- **Written instruction**
Word for word, copy all the data and drop the pictures.

- **Data block**
· · ·

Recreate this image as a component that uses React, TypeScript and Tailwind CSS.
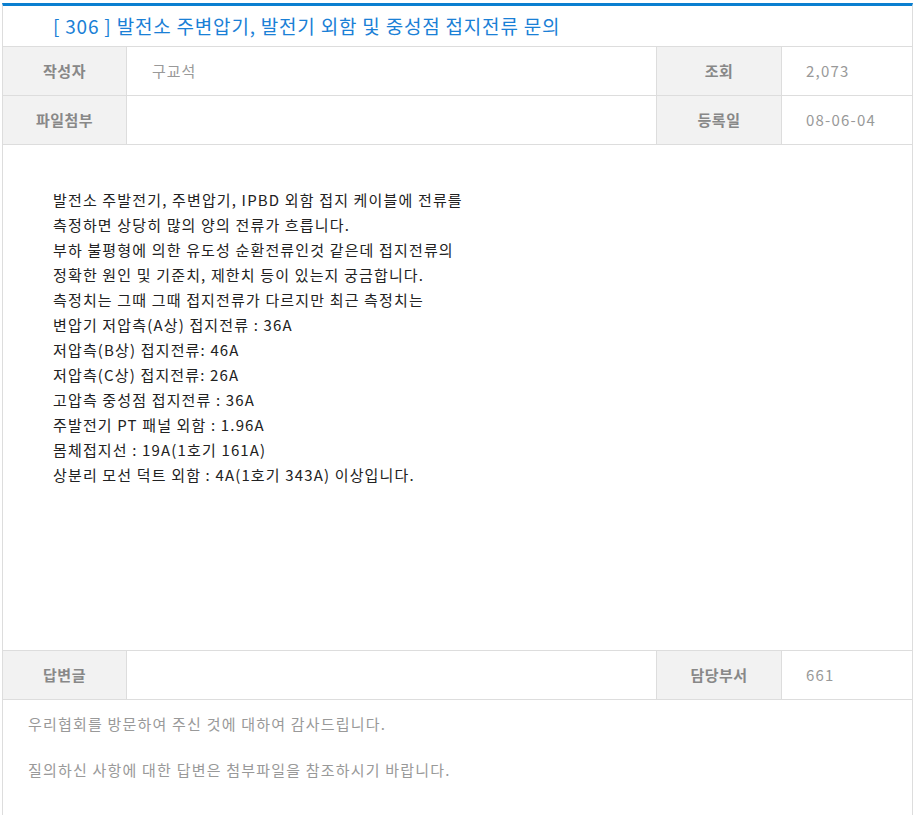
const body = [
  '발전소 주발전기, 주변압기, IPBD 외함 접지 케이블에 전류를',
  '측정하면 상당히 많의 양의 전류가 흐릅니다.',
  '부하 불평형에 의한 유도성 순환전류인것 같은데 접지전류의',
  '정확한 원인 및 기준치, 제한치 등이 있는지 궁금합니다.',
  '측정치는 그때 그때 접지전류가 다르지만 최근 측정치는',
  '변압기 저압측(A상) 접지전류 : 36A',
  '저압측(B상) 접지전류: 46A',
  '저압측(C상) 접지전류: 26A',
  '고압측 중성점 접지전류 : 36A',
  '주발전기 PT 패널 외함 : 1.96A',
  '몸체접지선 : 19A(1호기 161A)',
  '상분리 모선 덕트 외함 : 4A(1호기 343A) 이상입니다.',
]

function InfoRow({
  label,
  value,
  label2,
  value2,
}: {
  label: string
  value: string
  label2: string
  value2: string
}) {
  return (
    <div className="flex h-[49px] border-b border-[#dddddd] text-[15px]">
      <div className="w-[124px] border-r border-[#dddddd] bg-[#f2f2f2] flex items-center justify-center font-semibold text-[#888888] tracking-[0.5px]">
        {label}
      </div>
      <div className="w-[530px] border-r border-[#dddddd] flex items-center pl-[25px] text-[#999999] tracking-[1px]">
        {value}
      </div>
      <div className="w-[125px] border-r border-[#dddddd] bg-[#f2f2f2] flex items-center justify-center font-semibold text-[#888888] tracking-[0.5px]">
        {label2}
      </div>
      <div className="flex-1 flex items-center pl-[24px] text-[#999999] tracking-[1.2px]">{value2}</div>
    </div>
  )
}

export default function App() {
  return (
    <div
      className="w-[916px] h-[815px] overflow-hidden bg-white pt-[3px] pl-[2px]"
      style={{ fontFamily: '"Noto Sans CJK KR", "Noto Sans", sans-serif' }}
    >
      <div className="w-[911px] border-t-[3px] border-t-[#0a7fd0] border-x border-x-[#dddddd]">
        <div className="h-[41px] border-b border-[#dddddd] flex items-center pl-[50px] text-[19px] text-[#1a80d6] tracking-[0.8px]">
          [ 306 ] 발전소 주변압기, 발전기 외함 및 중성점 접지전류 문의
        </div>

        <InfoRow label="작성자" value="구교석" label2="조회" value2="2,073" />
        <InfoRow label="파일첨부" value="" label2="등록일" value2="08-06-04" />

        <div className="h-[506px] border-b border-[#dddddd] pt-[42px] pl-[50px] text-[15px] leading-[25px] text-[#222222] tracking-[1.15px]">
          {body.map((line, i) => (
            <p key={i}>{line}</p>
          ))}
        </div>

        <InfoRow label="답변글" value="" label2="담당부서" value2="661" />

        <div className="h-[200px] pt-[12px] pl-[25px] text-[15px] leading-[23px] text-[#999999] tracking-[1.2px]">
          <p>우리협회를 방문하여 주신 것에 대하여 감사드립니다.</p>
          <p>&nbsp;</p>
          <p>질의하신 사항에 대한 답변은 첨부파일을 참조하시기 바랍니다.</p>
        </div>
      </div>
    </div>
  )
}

· · ·

- **Correct answer**
Recreate this image as a component that uses React, TypeScript and Tailwind CSS.
const body = [
  '발전소 주발전기, 주변압기, IPBD 외함 접지 케이블에 전류를',
  '측정하면 상당히 많의 양의 전류가 흐릅니다.',
  '부하 불평형에 의한 유도성 순환전류인것 같은데 접지전류의',
  '정확한 원인 및 기준치, 제한치 등이 있는지 궁금합니다.',
  '측정치는 그때 그때 접지전류가 다르지만 최근 측정치는',
  '변압기 저압측(A상) 접지전류 : 36A',
  '저압측(B상) 접지전류: 46A',
  '저압측(C상) 접지전류: 26A',
  '고압측 중성점 접지전류 : 36A',
  '주발전기 PT 패널 외함 : 1.96A',
  '몸체접지선 : 19A(1호기 161A)',
  '상분리 모선 덕트 외함 : 4A(1호기 343A) 이상입니다.',
]

function InfoRow({
  label,
  value,
  label2,
  value2,
}: {
  label: string
  value: string
  label2: string
  value2: string
}) {
  return (
    <div className="flex h-[49px] border-b border-[#dddddd] text-[15px]">
      <div className="w-[124px] border-r border-[#dddddd] bg-[#f2f2f2] flex items-center justify-center font-semibold text-[#888888] tracking-[0.5px]">
        {label}
      </div>
      <div className="w-[530px] border-r border-[#dddddd] flex items-center pl-[25px] text-[#999999] tracking-[1px]">
        {value}
      </div>
      <div className="w-[125px] border-r border-[#dddddd] bg-[#f2f2f2] flex items-center justify-center font-semibold text-[#888888] tracking-[0.5px]">
        {label2}
      </div>
      <div className="flex-1 flex items-center pl-[24px] text-[#999999] tracking-[1.2px]">{value2}</div>
    </div>
  )
}

export default function App() {
  return (
    <div
      className="w-[916px] h-[815px] overflow-hidden bg-white pt-[3px] pl-[2px]"
      style={{ fontFamily: '"Noto Sans CJK KR", "Noto Sans", sans-serif' }}
    >
      <div className="w-[911px] border-t-[3px] border-t-[#0a7fd0] border-x border-x-[#dddddd]">
        <div className="h-[41px] border-b border-[#dddddd] flex items-center pl-[50px] text-[19px] text-[#1a80d6] tracking-[0.8px]">
          [ 306 ] 발전소 주변압기, 발전기 외함 및 중성점 접지전류 문의
        </div>

        <InfoRow label="작성자" value="구교석" label2="조회" value2="2,073" />
        <InfoRow label="파일첨부" value="" label2="등록일" value2="08-06-04" />

        <div className="h-[506px] border-b border-[#dddddd] pt-[42px] pl-[50px] text-[15px] leading-[25px] text-[#222222] tracking-[1.15px]">
          {body.map((line, i) => (
            <p key={i}>{line}</p>
          ))}
        </div>

        <InfoRow label="답변글" value="" label2="담당부서" value2="661" />

        <div className="h-[200px] pt-[12px] pl-[25px] text-[15px] leading-[23px] text-[#999999] tracking-[1.2px]">
          <p>우리협회를 방문하여 주신 것에 대하여 감사드립니다.</p>
          <p>&nbsp;</p>
          <p>질의하신 사항에 대한 답변은 첨부파일을 참조하시기 바랍니다.</p>
        </div>
      </div>
    </div>
  )
}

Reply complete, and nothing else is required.